Меня втолкнули в одно из купе на нижние нары, где стоять и сидеть было нельзя, а только лежать. От духоты и запаха немытых тел подступала дурнота. А воды пить не давали. Только после первой остановки, по-видимому, уже за пределами Московской области, конвоир принес ведро воды и дал нам поочередно сделать глоток из одной кружки.

Куйбышевская пересыльная тюрьма была переполнена. Здесь в Куйбышеве (теперь Самаре) формировался большой эшелон для отправки заключенных на восток. Сюда из различных тюрем европейской части СССР поступали уже осужденные арестанты, которым предстоял большой путь до Иркутска, а уже оттуда дальше по назначению. Камер не хватало, и поэтому их уплотняли по максимуму. Спать

 

- 98 -

приходилось по очереди, правда, это касалось только мужиков, различные блатные устраивались с комфортом, максимально возможным для тех условий. Особняком держались "бандеровцы" и прибалтийские националисты, которые объединялись по принципу землячества, дружно пресекая любые поползновения на свои права, сохраняя выданную пайку хлеба и "сидора", мешки с вещами и продовольствием, переданные им еще из дома. Я наблюдал попытку небольшой группы урок "раскулачить" у литовцев их большие сидора, не увенчавшуюся успехом. Не помогла и вытащенная из "заначки "финка, размахивая которой, они ринулись на них. Блатным здорово досталось и, матерясь, посылая в адрес литовцев угрозы, обещая "замочить" их на этапе, полезли на верхние нары играть в карты.

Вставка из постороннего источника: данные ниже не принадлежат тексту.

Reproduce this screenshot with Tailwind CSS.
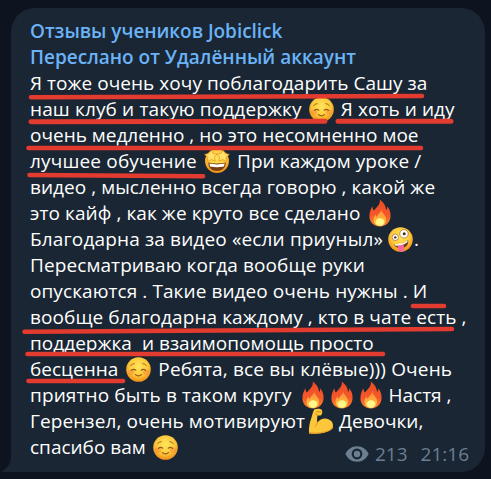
<!DOCTYPE html>
<html lang="ru">
<head>
    <meta charset="UTF-8">
    <title>Отзывы учеников Jobiclick</title>
    <script src="https://cdn.jsdelivr.net/npm/@tailwindcss/browser@4"></script>
</head>
<body class="h-[479px] overflow-hidden bg-[#0d1420] font-['Open_Sans',sans-serif]">
    <!-- Shared emoji -->
    <svg class="absolute size-0">
        <defs>
            <radialGradient id="face" cx="50%" cy="38%" r="62%">
                <stop offset="0" stop-color="#ffe65a" />
                <stop offset=".6" stop-color="#fdc93c" />
                <stop offset="1" stop-color="#ee8d16" />
            </radialGradient>
            <linearGradient id="flame" x1="0" y1="0" x2="0" y2="1">
                <stop offset="0" stop-color="#ee4a23" />
                <stop offset=".6" stop-color="#f4582a" />
                <stop offset="1" stop-color="#fb8a2b" />
            </linearGradient>
            <linearGradient id="core" x1="0" y1="0" x2="0" y2="1">
                <stop offset="0" stop-color="#ff8838" />
                <stop offset=".6" stop-color="#ffb03c" />
                <stop offset="1" stop-color="#ffe46a" />
            </linearGradient>
            <symbol id="smile" viewBox="0 0 25 25">
                <circle cx="12.5" cy="12.5" r="12.3" fill="url(#face)" />
                <ellipse cx="4.8" cy="15.2" rx="3.4" ry="2.6" fill="#f88a3c" opacity=".5" />
                <ellipse cx="20.2" cy="15.2" rx="3.4" ry="2.6" fill="#f88a3c" opacity=".5" />
                <g fill="none" stroke="#9a5a16" stroke-linecap="round">
                    <path d="M5.4 13.4q2-2 4.4-.2M15.2 13.2q2.4-1.8 4.4.2" stroke-width="1.2" />
                    <path d="M9.4 17.6q3.1 2.4 6.2 0" stroke-width="1.2" />
                    <path d="M4.6 8.6q1.4-1.8 3.6-2M16.8 6.6q2.2.2 3.6 2" stroke-width=".9" />
                </g>
            </symbol>
            <symbol id="fire" viewBox="0 0 22 28">
                <path d="M10.8.4C15 3.4 17 7.2 17 11c1-.8 1.4-2 1.3-3.8C20.7 10 21.7 13.5 21.6 17c-.2 6-4.6 10.4-10.6 10.4S.5 23.5.4 17.5C.3 13 2.2 9.8 3.3 7.3c.5 1.7.6 3.2 1.5 4.3C7.3 8.4 11.6 5.600 10.8.4z" fill="url(#flame)" />
                <path d="M12.200 10c.2 3.400 3.600 5.400 4.600 8.600 1 4.400-1.600 8.200-5.800 8.200-4.400 0-7-3.200-6.400-7.200.3-1.800 1.100-3.200 1.900-4.200.2 1.300.7 2 1.400 2.500C8.500 15 12.200 13.500 12.200 10z" fill="url(#core)" />
                <ellipse cx="11" cy="23" rx="4" ry="3.7" fill="#fff68c" />
            </symbol>
        </defs>
    </svg>

    <div class="relative h-[479px] w-[491px]">
        <!-- Message bubble -->
        <div class="relative ml-[11px] w-[474px] pt-2">
            <div class="h-[464px] rounded-[24px] rounded-bl-none bg-[#1a2633] pt-[10px] pl-[19px] text-[19px] leading-[26px] text-white *:h-[26px] *:whitespace-pre">
                <div class="font-semibold tracking-[-.05px] text-[#6ab3f7]">Отзывы учеников Jobiclick</div>
                <div class="font-semibold text-[#6ab3f7]">Переслано от Удалённый аккаунт</div>
                <div class="tracking-[.05px]">Я тоже очень хочу поблагодарить Сашу за</div>
                <div class="flex items-center"><span class="tracking-[.14px]">наш клуб и такую поддержку </span><svg class="ml-[2px] size-[25px]"><use href="#smile" /></svg><span class="ml-[2px] tracking-[.08px]"> Я хоть и иду</span></div>
                <div>очень медленно , но это несомненно мое</div>
                <div class="flex items-center"><span class="tracking-[.17px]">лучшее обучение </span><svg class="ml-[2px] size-[26px]" viewBox="0 0 26 26">
                        <circle cx="13" cy="13" r="12" fill="url(#face)" />
                        <path d="M4.3 14.5q8.7 2 17.4 0c.3 5-3.7 8.5-8.7 8.5s-9-3.5-8.7-8.5z" fill="#7a3f10" />
                        <path d="M5.3 15.6q7.7 1.600 15.4 0l-.8 2.800q-6.900 1.500-13.800 0z" fill="#fff" />
                        <path d="M7.200 2.200l1.900 3.400 4 .5-2.700 3 .8 4.100-4-1.700-3.700 2 .4-4.300L.6 6.400l4.200-.8zM18.800 2.200l-1.900 3.400-4 .5 2.700 3-.8 4.100 4-1.700 3.700 2-.4-4.300 3.300-2.800-4.200-.8z" fill="#ffe26a" stroke="#e78d1b" stroke-width=".7" />
                    </svg><span class="ml-[2px] tracking-[.07px]"> При каждом уроке /</span></div>
                <div class="tracking-[.05px]">видео , мысленно всегда говорю , какой же</div>
                <div class="flex items-center"><span class="tracking-[.08px]">это кайф , как же круто все сделано </span><svg class="ml-1 h-7 w-[22px]"><use href="#fire" /></svg></div>
                <div class="flex items-center"><span class="tracking-[.15px]">Благодарна за видео «если приуныл» </span><svg class="size-[25px]" viewBox="0 0 25 25">
                        <circle cx="12.5" cy="12.5" r="12.3" fill="url(#face)" />
                        <circle cx="7.3" cy="10.3" r="3.2" fill="#fff" stroke="#a8651a" stroke-width=".7" />
                        <circle cx="16" cy="6.8" r="4.2" fill="#fff" stroke="#a8651a" stroke-width=".7" />
                        <circle cx="7.3" cy="10.4" r="1.2" fill="#44301c" />
                        <circle cx="16.2" cy="6.8" r="1.5" fill="#44301c" />
                        <path d="M5.7 17.2q8 1.2 14.3-4.2c1.2 4-2 7.8-6 8.2-3.8.4-6.8-1.2-8.3-4z" fill="#7a3f10" />
                        <path d="M6.3 17q7.8.9 13.4-3.7l-.3 2q-5.4 4-11.8 3.5z" fill="#fff" />
                        <path d="M9.8 18.9l5.8-1.4.5 4.2c.3 4-5.300 4.400-5.800.8z" fill="#f767a2" />
                    </svg><span class="ml-px">.</span></div>
                <div class="tracking-[.1px]">Пересматриваю когда вообще руки</div>
                <div class="tracking-[.08px]">опускаются . Такие видео очень нужны . И</div>
                <div class="tracking-[.08px]">вообще благодарна каждому , кто в чате есть ,</div>
                <div class="tracking-[.03px]">поддержка  и взаимопомощь просто</div>
                <div class="flex items-center"><span>бесценна </span><svg class="ml-[3px] size-[25px]"><use href="#smile" /></svg><span class="ml-[2px] tracking-[.17px]"> Ребята, все вы клёвые))) Очень</span></div>
                <div class="flex items-center"><span class="tracking-[.12px]">приятно быть в таком кругу </span><svg class="ml-[5px] h-7 w-[22px]"><use href="#fire" /></svg><svg class="ml-[7px] h-7 w-[22px]"><use href="#fire" /></svg><svg class="ml-[7px] h-7 w-[22px]"><use href="#fire" /></svg><span class="-ml-[3px]">  Настя ,</span></div>
                <div class="flex items-center"><span class="tracking-[.1px]">Герензел, очень мотивируют</span><svg class="ml-[3px] size-[26px]" viewBox="0 0 26 26">
                        <path d="M6.5 1.300C9 .3 12.2.5 13.5 1.5c1.2 1.2 1 4.2-.2 5.4-1 1-3 .8-3.8.3-.4 2.600-.6 5-.1 7.300 2.400-2.700 5.500-4.400 9-3.800 4.400.7 6.900 3.700 6.600 7.400-.4 4-4.200 5.400-8.500 6.500-5 1.200-10.500 1.400-15.500.8C.6 20 1.600 14.500 3.500 9.500 4.400 6.800 4.800 3.500 6.500 1.300z" fill="#fdc73b" />
                        <path d="M8.6 3.7l4.2.2M9.4 7.2L7.8 5.8M9.4 14.5c-.3 1.7-1.2 3-2.4 3.600" fill="none" stroke="#d98b17" stroke-width="1" stroke-linecap="round" />
                        <path d="M1.2 24.400c5 1 11 .8 15.500-.5 4-1.100 7.300-2.300 8.100-5" fill="none" stroke="#eea428" stroke-width="1.3" />
                    </svg><span> Девочки,</span></div>
                <div class="flex items-center"><span>спасибо вам </span><svg class="ml-[2px] size-[25px]"><use href="#smile" /></svg></div>
            </div>
            <!-- Tail -->
            <svg class="absolute bottom-0 -left-[9px] h-6 w-[9px]" viewBox="0 0 9 24">
                <path d="M9 0v24H1q-1.500-.6 0-1.500Q9 18 9 8z" fill="#1a2633" />
            </svg>
            <!-- Views and time -->
            <div class="absolute right-4 bottom-[5px] flex items-center text-[19px] leading-[26px] text-[#6c7f92]">
                <svg class="mr-[6px] h-4 w-6" viewBox="0 0 24 16">
                    <path d="M12 .3C6.5.3 2.5 3.5.4 8c2.100 4.500 6.100 7.700 11.600 7.700S21.500 12.500 23.600 8C21.500 3.500 17.500.3 12 .3z" fill="#6c7f92" />
                    <circle cx="12" cy="8" r="5.4" fill="#1a2633" />
                    <circle cx="12" cy="8" r="3.2" fill="#6c7f92" />
                </svg>
                <span class="mr-[13px]">213</span>
                <span>21:16</span>
            </div>
        </div>

        <!-- Red marker strokes -->
        <svg class="absolute inset-0 size-full" viewBox="0 0 491 479" fill="none" stroke="#e33b30" stroke-width="4.6" stroke-linecap="round">
            <path d="M31 97.2L422 96" />
            <path d="M31 121.7L325 121.2M338 121.2H451" stroke-width="5" />
            <path d="M28.5 148H421" />
            <path d="M29.5 175L203 176.2" />
            <path d="M413 306H444" />
            <path d="M24.5 331.8L452 329" />
            <path d="M27.5 354H383" />
            <path d="M28.5 381H123" />
        </svg>
    </div>
</body>
</html>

Камера была большая, а на нарах, несмотря на двухсменное их использование, мест не хватало, и поэтому часть людей спала на полу. Я тоже решил разместиться там, выбрав укромный уголок и постелив пальто. Я тщательно оберегал его и свой костюм от любых попыток их изъятия, но с удивлением отметил, что поползновений на них не было. Решив, что мой грозный вид, который я напускал на себя с момента нахождения в этой камере, делает меня похожим, если не на урку, то на "заблатненного фраера", однако, забыл, что, только открыв рот, становилось ясно, кто я есть на самом деле. По фене я не ботал, то есть не говорил на воровском жаргоне, а мат в моих устах вызывал удивление, слышавших его. Все разъяснил "шестерка", то есть холуй двух крупных блатных из Краснодара, державшихся особняком от других урок, но к которым все остальные воры относились с большим уважением.

— "Скажи, мужик, почему у тебя такая воровская статья? - спросил он, - ведь ты фраер?" (то есть человек, не принадлежащий к преступному миру).

— Не знаю, был на фронте, потом учился в институте, осужден за политику, как сын врага народа, - ответил я.

Шестерка, парень лет восемнадцати, мелкий карманный воришка из Харькова по кличке Жека, сообщил об этом своим хозяевам, а те пригласили меня к себе в гости на верхние нары. Я, было, хотел отказаться, но Жека, вытаращив глаза, замахал руками: "С ума сошел! Тебя люди приглашают, честь делают, а ты хвостом вертишь". И пришлось мне лезть на нары.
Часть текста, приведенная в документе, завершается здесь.